+++ SUPPLIED INFORMATION
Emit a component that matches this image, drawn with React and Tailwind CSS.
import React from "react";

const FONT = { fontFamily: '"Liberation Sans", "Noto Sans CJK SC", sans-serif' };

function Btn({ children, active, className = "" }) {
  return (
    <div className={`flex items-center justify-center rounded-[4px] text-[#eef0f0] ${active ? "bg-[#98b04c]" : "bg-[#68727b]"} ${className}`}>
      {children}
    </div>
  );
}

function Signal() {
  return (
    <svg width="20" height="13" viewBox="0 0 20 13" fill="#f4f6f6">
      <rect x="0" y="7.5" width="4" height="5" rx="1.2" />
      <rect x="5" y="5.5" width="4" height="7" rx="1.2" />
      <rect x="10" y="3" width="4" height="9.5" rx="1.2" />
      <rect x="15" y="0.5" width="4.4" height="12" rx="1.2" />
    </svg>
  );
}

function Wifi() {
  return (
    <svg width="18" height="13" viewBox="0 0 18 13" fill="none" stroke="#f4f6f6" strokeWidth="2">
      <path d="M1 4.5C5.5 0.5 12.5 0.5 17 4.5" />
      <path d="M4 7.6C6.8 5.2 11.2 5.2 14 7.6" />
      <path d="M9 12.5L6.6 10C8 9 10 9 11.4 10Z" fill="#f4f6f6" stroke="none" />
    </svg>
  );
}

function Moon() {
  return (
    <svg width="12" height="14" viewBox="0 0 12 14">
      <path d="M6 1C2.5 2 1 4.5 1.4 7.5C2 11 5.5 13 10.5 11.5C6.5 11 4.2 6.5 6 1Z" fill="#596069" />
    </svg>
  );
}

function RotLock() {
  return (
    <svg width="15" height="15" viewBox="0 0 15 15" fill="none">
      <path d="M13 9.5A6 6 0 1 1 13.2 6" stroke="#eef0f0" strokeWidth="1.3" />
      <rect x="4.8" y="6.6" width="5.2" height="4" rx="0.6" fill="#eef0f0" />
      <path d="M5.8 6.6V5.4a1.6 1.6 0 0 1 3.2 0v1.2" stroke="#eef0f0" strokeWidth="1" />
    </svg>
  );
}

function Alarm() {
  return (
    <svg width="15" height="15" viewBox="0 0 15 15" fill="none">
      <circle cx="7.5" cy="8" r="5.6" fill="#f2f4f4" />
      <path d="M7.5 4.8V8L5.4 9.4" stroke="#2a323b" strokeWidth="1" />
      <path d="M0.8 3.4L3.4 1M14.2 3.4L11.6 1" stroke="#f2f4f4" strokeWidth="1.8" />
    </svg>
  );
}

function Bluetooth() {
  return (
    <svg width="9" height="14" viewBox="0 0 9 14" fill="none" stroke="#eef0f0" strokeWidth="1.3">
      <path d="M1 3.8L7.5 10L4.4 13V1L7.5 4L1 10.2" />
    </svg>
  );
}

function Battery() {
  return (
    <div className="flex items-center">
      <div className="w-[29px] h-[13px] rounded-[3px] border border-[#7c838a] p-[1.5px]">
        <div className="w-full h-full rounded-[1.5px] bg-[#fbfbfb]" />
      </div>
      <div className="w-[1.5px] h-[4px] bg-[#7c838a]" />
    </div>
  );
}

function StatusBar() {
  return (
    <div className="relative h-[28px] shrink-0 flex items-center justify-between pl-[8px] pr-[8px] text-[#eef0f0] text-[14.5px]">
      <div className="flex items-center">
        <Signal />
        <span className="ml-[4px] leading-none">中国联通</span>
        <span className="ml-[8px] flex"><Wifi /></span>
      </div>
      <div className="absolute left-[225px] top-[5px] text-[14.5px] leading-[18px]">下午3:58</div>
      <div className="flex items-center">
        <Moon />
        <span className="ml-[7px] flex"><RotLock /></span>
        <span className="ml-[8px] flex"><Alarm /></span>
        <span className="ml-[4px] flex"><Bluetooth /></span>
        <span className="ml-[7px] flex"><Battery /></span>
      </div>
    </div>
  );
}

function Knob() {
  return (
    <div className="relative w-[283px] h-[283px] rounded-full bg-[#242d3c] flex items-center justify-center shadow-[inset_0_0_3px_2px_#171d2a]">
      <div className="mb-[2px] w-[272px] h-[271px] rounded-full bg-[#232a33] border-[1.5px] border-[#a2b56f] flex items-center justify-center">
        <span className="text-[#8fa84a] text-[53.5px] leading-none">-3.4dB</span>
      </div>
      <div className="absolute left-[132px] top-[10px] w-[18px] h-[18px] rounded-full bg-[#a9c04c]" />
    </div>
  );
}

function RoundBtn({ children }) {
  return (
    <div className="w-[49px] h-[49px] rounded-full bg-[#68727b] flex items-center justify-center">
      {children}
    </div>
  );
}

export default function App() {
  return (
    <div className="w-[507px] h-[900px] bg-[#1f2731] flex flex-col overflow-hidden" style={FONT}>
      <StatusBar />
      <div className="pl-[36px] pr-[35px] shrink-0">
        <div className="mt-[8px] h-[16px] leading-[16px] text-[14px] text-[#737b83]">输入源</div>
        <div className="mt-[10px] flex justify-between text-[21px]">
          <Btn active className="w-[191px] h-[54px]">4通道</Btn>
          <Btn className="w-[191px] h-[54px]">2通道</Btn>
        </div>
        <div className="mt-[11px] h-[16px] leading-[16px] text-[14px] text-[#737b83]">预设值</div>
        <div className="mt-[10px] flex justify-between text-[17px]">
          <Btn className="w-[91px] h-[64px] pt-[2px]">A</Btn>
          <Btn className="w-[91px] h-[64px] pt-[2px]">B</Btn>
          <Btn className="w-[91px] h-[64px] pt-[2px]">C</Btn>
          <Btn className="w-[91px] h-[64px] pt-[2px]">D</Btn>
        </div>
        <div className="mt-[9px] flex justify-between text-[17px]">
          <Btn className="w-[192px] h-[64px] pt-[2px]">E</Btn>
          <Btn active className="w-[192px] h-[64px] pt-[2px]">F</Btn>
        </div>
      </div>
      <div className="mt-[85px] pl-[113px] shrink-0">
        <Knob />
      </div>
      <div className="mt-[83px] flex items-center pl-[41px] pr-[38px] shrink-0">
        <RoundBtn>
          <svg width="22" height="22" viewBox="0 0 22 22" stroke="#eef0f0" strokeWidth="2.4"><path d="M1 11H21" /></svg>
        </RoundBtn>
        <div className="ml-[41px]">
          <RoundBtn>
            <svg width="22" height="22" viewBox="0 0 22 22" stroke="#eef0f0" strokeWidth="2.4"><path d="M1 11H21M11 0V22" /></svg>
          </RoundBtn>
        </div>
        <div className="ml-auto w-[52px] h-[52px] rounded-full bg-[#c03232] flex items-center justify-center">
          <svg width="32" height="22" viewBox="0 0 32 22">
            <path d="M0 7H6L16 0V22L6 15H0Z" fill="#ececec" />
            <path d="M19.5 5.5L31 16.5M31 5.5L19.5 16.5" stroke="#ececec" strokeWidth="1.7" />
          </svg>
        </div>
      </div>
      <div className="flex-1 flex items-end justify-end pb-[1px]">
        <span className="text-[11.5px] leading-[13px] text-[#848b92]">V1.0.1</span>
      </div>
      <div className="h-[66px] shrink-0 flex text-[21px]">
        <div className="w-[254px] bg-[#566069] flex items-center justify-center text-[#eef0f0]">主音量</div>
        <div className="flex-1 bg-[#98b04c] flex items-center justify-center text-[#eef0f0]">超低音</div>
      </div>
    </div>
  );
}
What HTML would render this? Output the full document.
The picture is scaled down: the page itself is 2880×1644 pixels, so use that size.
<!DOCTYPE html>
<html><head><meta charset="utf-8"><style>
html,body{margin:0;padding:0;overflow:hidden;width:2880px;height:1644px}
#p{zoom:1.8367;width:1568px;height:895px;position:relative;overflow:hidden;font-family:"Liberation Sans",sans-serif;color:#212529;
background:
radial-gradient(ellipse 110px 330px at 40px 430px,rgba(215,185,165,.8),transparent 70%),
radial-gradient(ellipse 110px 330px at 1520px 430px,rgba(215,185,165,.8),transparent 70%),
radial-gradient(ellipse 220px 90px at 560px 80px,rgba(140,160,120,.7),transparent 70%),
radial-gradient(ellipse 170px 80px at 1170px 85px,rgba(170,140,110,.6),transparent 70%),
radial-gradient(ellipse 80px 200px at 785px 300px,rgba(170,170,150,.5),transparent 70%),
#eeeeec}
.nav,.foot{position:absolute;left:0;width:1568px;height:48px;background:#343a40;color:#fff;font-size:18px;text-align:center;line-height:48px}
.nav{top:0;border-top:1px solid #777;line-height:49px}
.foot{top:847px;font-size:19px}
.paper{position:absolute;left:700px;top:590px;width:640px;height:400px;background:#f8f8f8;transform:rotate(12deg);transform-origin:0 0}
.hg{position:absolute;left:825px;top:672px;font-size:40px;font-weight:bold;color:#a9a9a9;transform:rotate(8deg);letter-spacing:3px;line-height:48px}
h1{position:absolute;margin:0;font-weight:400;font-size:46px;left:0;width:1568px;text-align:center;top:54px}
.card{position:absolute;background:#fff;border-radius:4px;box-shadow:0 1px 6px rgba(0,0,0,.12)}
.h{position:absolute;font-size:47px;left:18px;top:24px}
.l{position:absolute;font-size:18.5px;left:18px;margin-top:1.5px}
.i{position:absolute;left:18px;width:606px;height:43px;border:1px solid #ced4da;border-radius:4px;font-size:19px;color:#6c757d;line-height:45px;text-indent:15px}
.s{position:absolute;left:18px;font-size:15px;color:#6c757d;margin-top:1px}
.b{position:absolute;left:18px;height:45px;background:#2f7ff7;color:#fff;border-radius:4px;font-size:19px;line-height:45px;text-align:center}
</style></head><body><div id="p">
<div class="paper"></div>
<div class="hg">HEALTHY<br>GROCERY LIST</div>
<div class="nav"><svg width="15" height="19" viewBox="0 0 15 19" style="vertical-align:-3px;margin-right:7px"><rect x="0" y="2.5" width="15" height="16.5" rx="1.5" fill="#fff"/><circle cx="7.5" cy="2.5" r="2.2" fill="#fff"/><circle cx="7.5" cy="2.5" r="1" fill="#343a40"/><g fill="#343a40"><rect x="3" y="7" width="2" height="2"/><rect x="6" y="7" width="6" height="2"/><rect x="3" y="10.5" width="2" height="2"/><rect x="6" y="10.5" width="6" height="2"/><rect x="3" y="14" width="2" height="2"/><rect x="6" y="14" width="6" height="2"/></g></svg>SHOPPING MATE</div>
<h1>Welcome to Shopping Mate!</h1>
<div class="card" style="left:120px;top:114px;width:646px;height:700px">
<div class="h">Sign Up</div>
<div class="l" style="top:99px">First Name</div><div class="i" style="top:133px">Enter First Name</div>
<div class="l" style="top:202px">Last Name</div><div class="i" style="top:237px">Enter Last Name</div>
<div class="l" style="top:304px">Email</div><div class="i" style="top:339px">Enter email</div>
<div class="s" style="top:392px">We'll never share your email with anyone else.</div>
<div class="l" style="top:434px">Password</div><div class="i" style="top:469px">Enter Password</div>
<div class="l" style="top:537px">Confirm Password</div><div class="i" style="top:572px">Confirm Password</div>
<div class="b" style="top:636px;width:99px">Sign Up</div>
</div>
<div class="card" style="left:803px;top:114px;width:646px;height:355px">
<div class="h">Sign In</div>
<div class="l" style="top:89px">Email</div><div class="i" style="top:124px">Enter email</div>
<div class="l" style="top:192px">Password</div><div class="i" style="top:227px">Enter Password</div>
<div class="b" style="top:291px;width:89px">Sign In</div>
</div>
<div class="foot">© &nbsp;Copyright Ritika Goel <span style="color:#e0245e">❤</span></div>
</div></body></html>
++++++
EXERCISE REQUIREMENTS:
Search the data above for lines holding "this" and copy each of them.

EXERCISE SOLUTION:
Emit a component that matches this image, drawn with React and Tailwind CSS.
What HTML would render this? Output the full document.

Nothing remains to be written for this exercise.